A nice interview of one of my fav econs – Robert Shiller.
He discusses behavioral economics, its history and way forward. He even discusses Einstein..He also points to how med school grads are taking interest in econ seminars because of linkages with neuroscience..
Nigel Warburton: The topic we are going to focus on is behavioural economics. Now we know roughly what economics is, but what’s behavioural economics?
Robert Shiller: Well the word ‘behavioural’ refers to the introduction of other social sciences into economics: psychology, sociology, and political science. It’s a revolution in economics that has taken place over the past twenty years or so. I think it’s bringing economics into a broader appreciation of reality. Economics was actually more behavioural fifty or a hundred years ago. At Yale University where I work, 1927 was the year where the department of economics, sociology and government was split into three separate departments and they moved us all apart.
Nigel Warburton: Why would it matter if they just split the departments up, I mean there’s an argument that specialisation actually allows people to progress further in their field – rather then knowing a little bit about everything.
Robert Shiller: Absolutely. There are both advantages and disadvantages of this structure. The advantage is that we develop mathematical economics and mathematical finance to a very advanced level – and it’s useful: we have option pricing theory that is very subtle and allows complex calculations that have some relevance to understanding these markets. But it loses perspective on why we have these options anyway. It offers a justification typically that involves rational behaviour. You can get into the swim of that, thinking ‘I want to know why smart people use options’ And it’s instructive to go through the exercise of thinking ‘is it really ever right to buy these investment products?’ But that doesn’t mean that you’re answering the question why people really do buy options and why this market exists and why other markets that sound equally plausible don’t exist.
Einstein and the Physics envy:
Nigel Warburton: Is that because economists tend to see themselves as ‘hard-scientists’, as appose to the wishy-washy soft end of social science.
Robert Shiller: I think that the economics profession suffers from physics-envy. I really do. We all wish we could be Einstein. It’s too strong a model, we can’t all develop the theory of relativity. The world of people isn’t like that. When you look at what happens for example in a financial crisis, you’ve got to get immersed in a lot of detail. It doesn’t become understandable by abstract economic reasoning. This means you have to look at an impression of what’s driving people, what’s on their minds, what they don’t know, what the lawyers did with the contracts, what the people are assuming the government might do if such and such happens. It involves a lot of real world thinking which doesn’t fit with the Einstein model.
Nigel Warburton: If I take your example of Einstein, what’s so amazing about Einstein was that he made a bold hypothesis that was then to some extent corroborated later. Couldn’t economists do that? I mean can’t you have a mathematically generated hypothesis and then it’s either proved to be correct or not?
Robert Shiller That’s an interesting question and I’ve never been asked that before. I know Einstein wrote his special theory in 1905 and it wasn’t until 1919 when they did an experiment involving a solar eclipse that Einstein was vindicated.

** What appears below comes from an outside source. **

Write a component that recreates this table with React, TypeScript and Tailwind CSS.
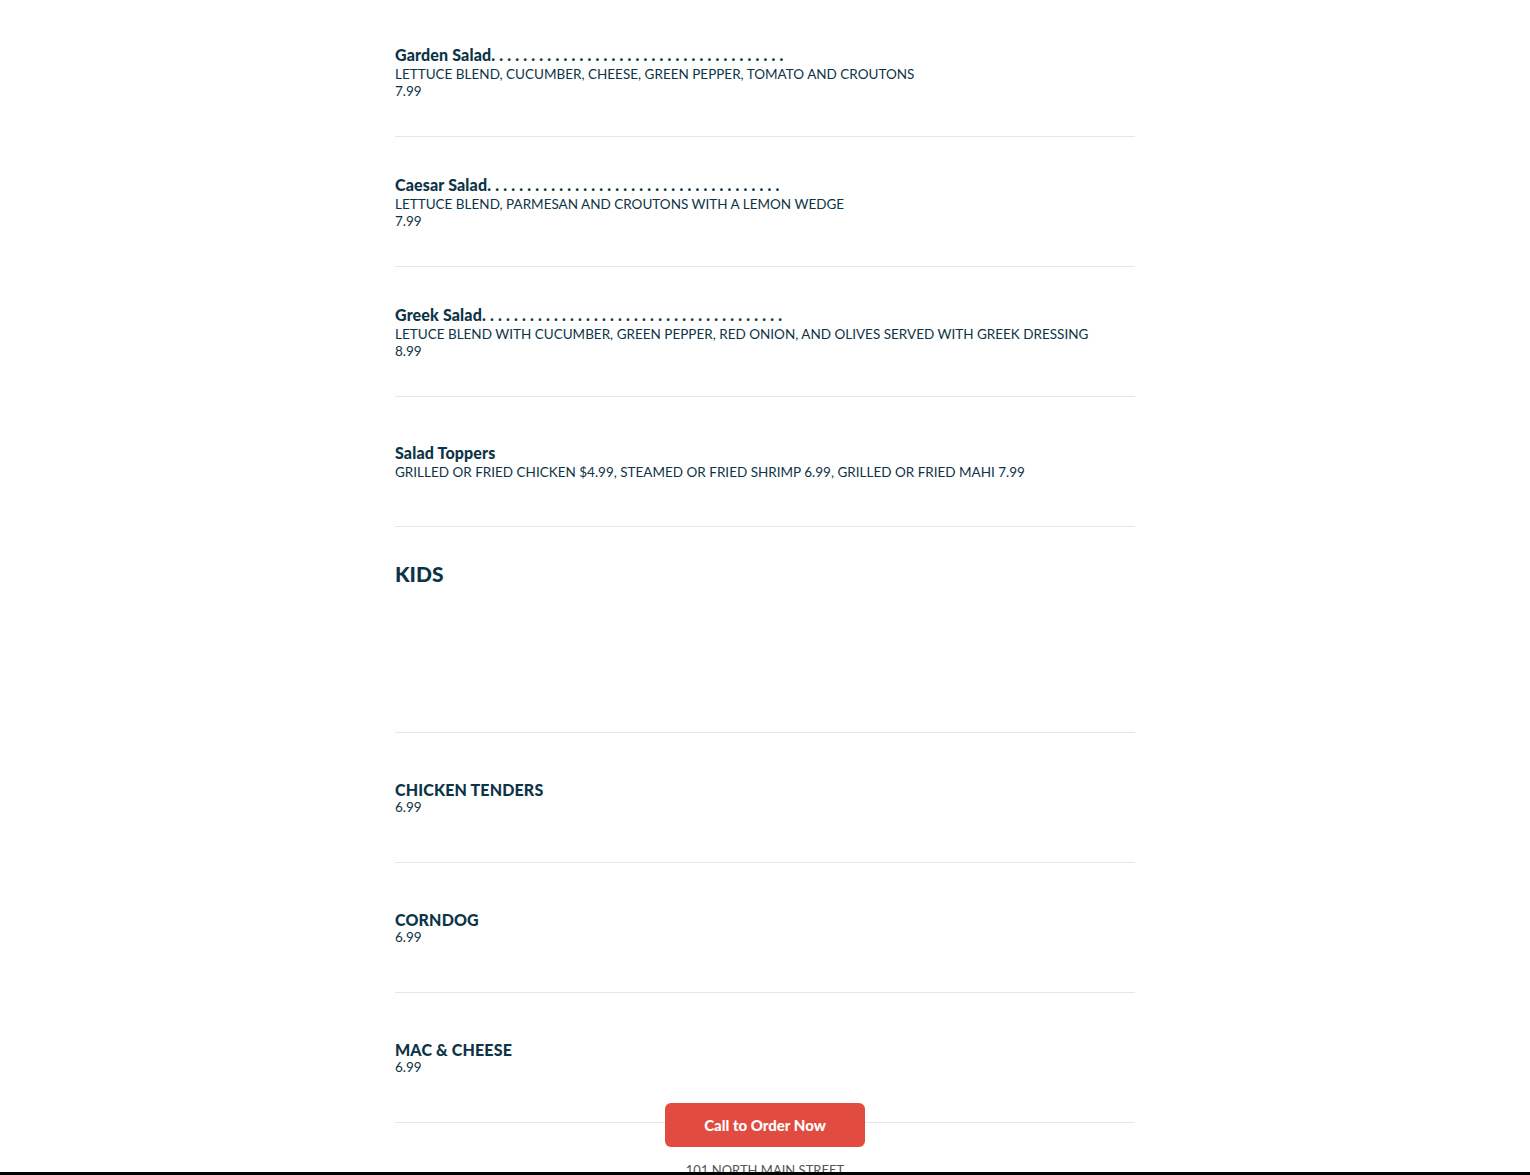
import React from "react";

type Item = { name: string; dots?: number; desc?: string; price?: string };

const salads: Item[] = [
  {
    name: "Garden Salad",
    dots: 37,
    desc: "LETTUCE BLEND, CUCUMBER, CHEESE, GREEN PEPPER, TOMATO AND CROUTONS",
    price: "7.99",
  },
  {
    name: "Caesar Salad",
    dots: 37,
    desc: "LETTUCE BLEND, PARMESAN AND CROUTONS WITH A LEMON WEDGE",
    price: "7.99",
  },
  {
    name: "Greek Salad",
    dots: 38,
    desc: "LETUCE BLEND WITH CUCUMBER, GREEN PEPPER, RED ONION, AND OLIVES SERVED WITH GREEK DRESSING",
    price: "8.99",
  },
  {
    name: "Salad Toppers",
    desc: "GRILLED OR FRIED CHICKEN $4.99, STEAMED OR FRIED SHRIMP 6.99, GRILLED OR FRIED MAHI 7.99",
  },
];

const kids: Item[] = [
  { name: "CHICKEN TENDERS", price: "6.99" },
  { name: "CORNDOG", price: "6.99" },
  { name: "MAC & CHEESE", price: "6.99" },
];

function MenuItem({ item }: { item: Item }) {
  return (
    <div className="min-h-[130px] flex flex-col justify-center border-b border-[#e6e6e6] pt-[2px]">
      <h3 className="text-[16px] leading-[18px] font-black whitespace-nowrap">
        <span className="tracking-[0.15px]">{item.name}</span>
        {item.dots ? (
          <span className="tracking-[0.2px]">{Array(item.dots).fill(".").join(" ")}</span>
        ) : null}
      </h3>
      {item.desc && <p className="text-[13.5px] leading-[17px] mt-[2px]">{item.desc}</p>}
      {item.price && <p className="text-[13.5px] leading-[17px]">{item.price}</p>}
    </div>
  );
}

export default function App() {
  return (
    <div
      className="min-h-screen bg-white text-[#0d3446] relative"
      style={{ fontFamily: "Lato, 'Liberation Sans', sans-serif" }}
    >
      <main className="w-[740px] mx-auto pt-[7px] pb-[40px]">
        {salads.map((s) => (
          <MenuItem key={s.name} item={s} />
        ))}

        {/* Kids section */}
        <section className="h-[206px] border-b border-[#e6e6e6] pt-[35px]">
          <h2 className="text-[21px] leading-[24px] font-black">KIDS</h2>
        </section>

        {kids.map((k) => (
          <MenuItem key={k.name} item={k} />
        ))}

        <p className="text-center text-[13px] text-[#555] mt-[38px]">101 NORTH MAIN STREET</p>
      </main>

      <a
        href="#"
        className="fixed left-1/2 -translate-x-1/2 top-[1103px] w-[200px] h-[44px] rounded-md bg-[#e14b40] text-white text-[15px] font-black flex items-center justify-center"
      >
        Call to Order Now
      </a>
      <div className="fixed left-0 right-0 top-[1172px] h-[10px] bg-black" />
    </div>
  );
}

So is there an example like that in economics? What springs to my mind is usually the opposite. Economists will see empirical regularities in the data and become famous for having named some empirical regularity and then shortly after that it stops happening. And so that’s the reverse!
Why med school grads are coming to econ seminars?
We are learning amazing things about human behaviour, we could also add neuroscience. It seems to me that the profession advances by bringing in insights from other professions. And the place where 20 years ago I would least have expected it is the medical school. But you know people from the medical school are now coming into economic seminars because they go back to their lab and they can do an MRI or single-neuron study and see what’s happening inside the brain. It used to be that we had no insight, we believed in what Samuelson called ‘revealed preference’. We will look at people’s functions of their mind by seeing what they do in their economic actions and there’s no other way. But now we can look inside the brain and see something. One thing about behavioural economics incorporating neuro-economics is that it’s going to be a very productive field in the next twenty years and it’s going to change our thinking about the economy.
Econs should draw an example from traffic signal designer:
Well, what it should do, economists’ analysis should inform better public policy and reduce the frequency of crashes. We don’t want to have these crashes in the first place. And so they will be unsung heroes who saw something coming and averted it. It’s just like the guy who designed the traffic lights and he prevents accidents. You don’t go to this person thankfully saying ‘you prevented my accident’, you don’t even know that the person prevented it. So that’s the kind of world where economists will fade into the background, just like the street planners in the city, and yet be doing good things.